Decisive week for Trump on Iran deal

Several deadlines force him to decide whether to remain in nuclear accord

US President Donald Trump walks from the Diplomatic Reception Room after speaking about the Iran nuclear deal at the White House in Washington, US, October 13, 2017.  (photo credit: REUTERS)
US President Donald Trump walks from the Diplomatic Reception Room after speaking about the Iran nuclear deal at the White House in Washington, US, October 13, 2017.
(photo credit: REUTERS)
WASHINGTON – President Donald Trump faces several deadline-driven decisions this week that will determine whether the US remains within the Iran nuclear deal. But a flurry of action on Capitol Hill may put the president off of any dramatic actions, for now.
US President Donald Trump says Iran has not lived up to spirit of nuclear deal, October 5, 2017. (Reuters)
Beginning on Friday, Trump must sign, or not sign, a series of waivers on the implementation of nuclear sanctions lifted by the US under the nuclear accord. Failure to sign those waivers – renewed every 120 days – would automatically reimpose sanctions on Iran and those conducting business with it overseas, effectively withdrawing Washington from the deal.
After declining to “certify” Iran’s performance in the nuclear agreement in October, Trump will likely have to declare a second certification decision by January 11. Elizabeth MacDonough, the Senate parliamentarian – the official adviser to the chamber on the interpretation of its standing rules and procedures – has not yet determined whether his first “decertification” lets him off the hook for future declarations. White House lawyers are unclear whether a second declaration would prompt another 60-day period in which Congress is legally required to consider reimposing sanctions.
Trump vociferously opposes the deal and promised to withdraw the US from it during his campaign for president. In October, he explained that his failure to certify Iranian implementation of the agreement to Congress was the first step in his strategy to either fix it or scrap it all together.

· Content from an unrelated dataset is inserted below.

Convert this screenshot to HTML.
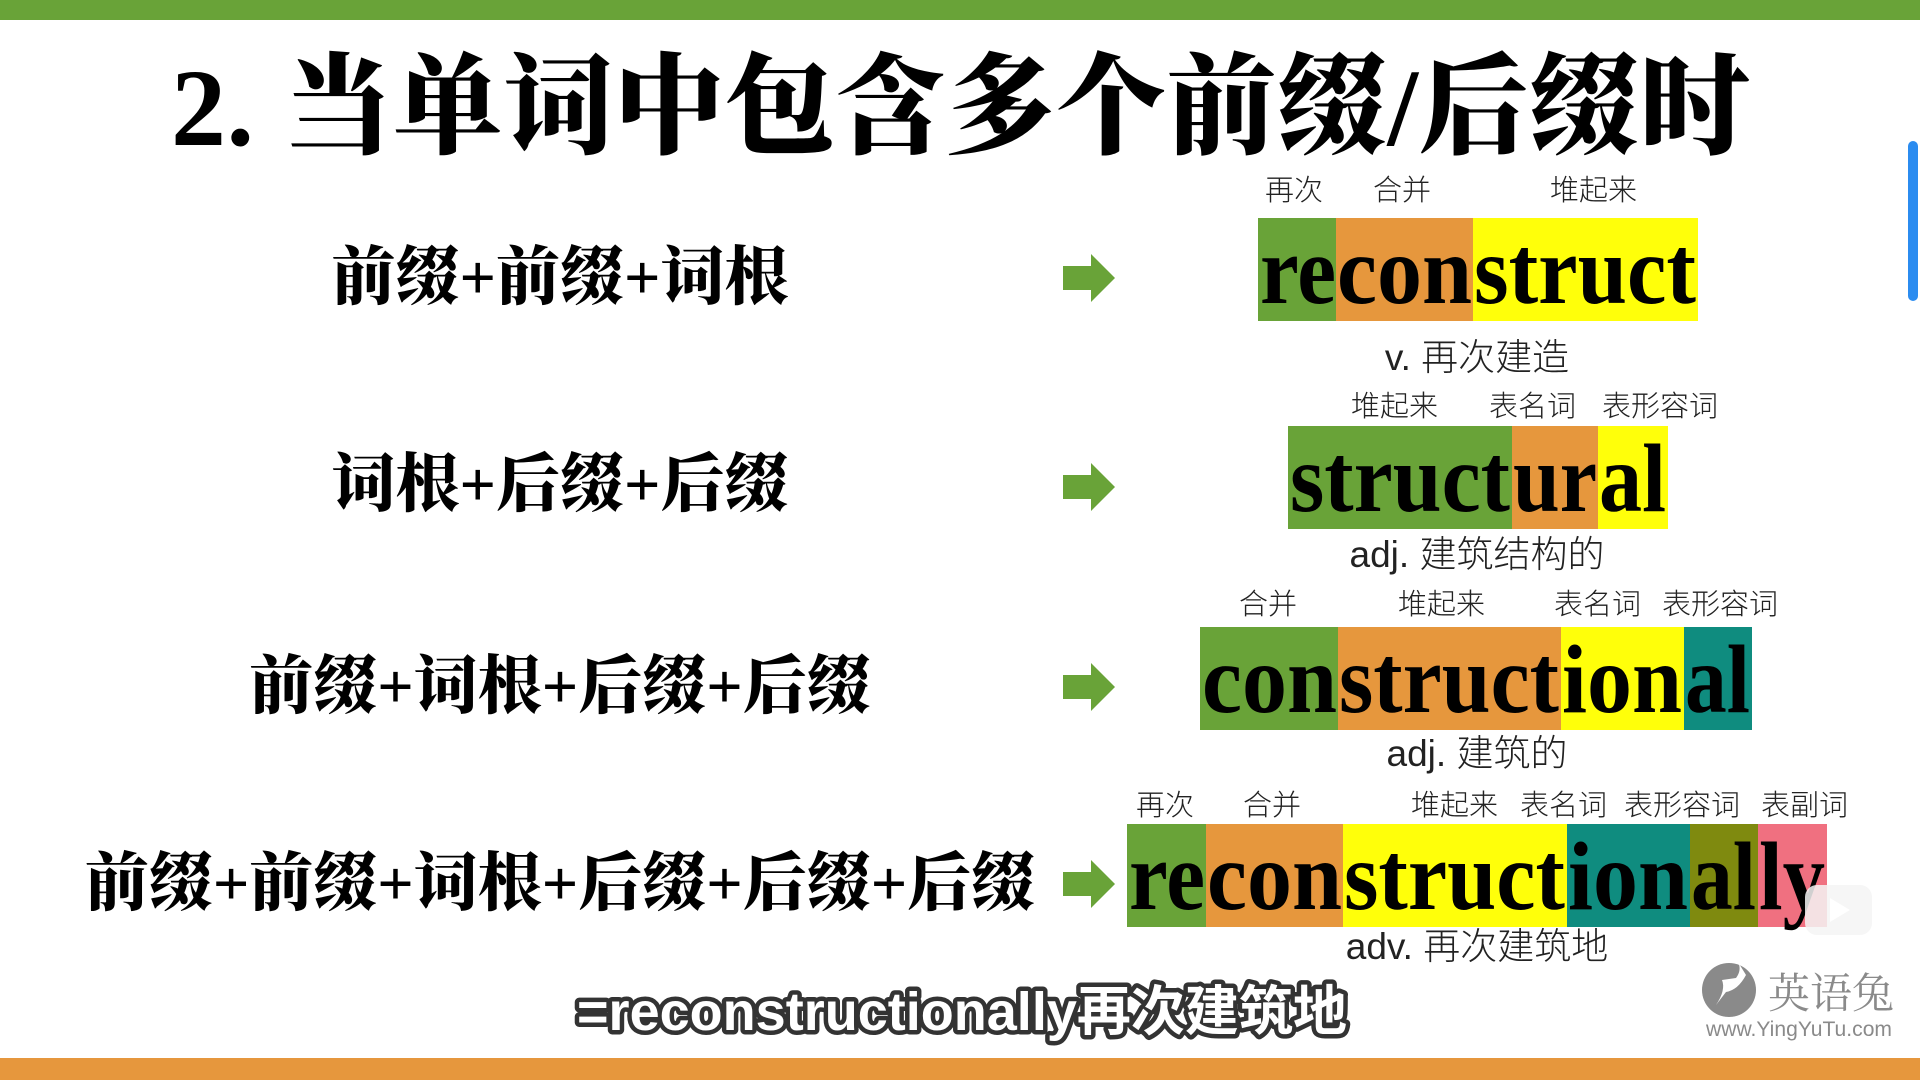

At that time, Trump challenged Congress to come up with legislative remedies for flaws he saw within the nuclear accord. A draft bill proposed by two Republicans sought to impose new terms onto the deal, sealed with Iran and five other international powers in 2015. But the legislation was staunchly opposed by America’s allies in Europe and uniformly by the Democratic caucus.
No action was taken for 90 days. But senior members of Congress now feel an urgency to act as soon as this week, fearful that Trump will impulsively pull out of the agreement when faced with a new slew of deadlines and no face-saving measure to fall back on.
“The president said he is either going to fix it or cancel it,” Secretary of State Rex Tillerson told the Associated Press on Friday.
“We are in the process of trying to deliver on the promise he made to fix it.”
The top Republican and Democrat on the Senate Foreign Relations Committee, Sens. Bob Corker of Tennessee and Ben Cardin of Maryland, respectively, together traveled to the White House last week to discuss such a fix. Tillerson told the AP that Trump is inclined to issue the waivers this week if he believes that progress is genuinely being made on the Hill toward legislation.
“I don’t want to suggest we’re across the finish line on anything yet,” Tillerson said.
Complicating matters, the president has sought to conflate nuclear-related sanctions with other sanctions that might be levied against the Islamic Republic over its human rights record, support for terrorism, and ballistic missile activity, amid a wave of unrest on the streets of Iran by anti-government demonstrators.
Trump tweeted on Wednesday that his administration would be taking action “at the appropriate time.” Shortly thereafter, the US Treasury Department announced new ballistic missile sanctions, and warned that the Tehran government would soon be further sanctioned over the treatment of protesters.
Tehran has warned that the reimposition of nuclear sanctions under a different name would be treated as a violation of the nuclear deal.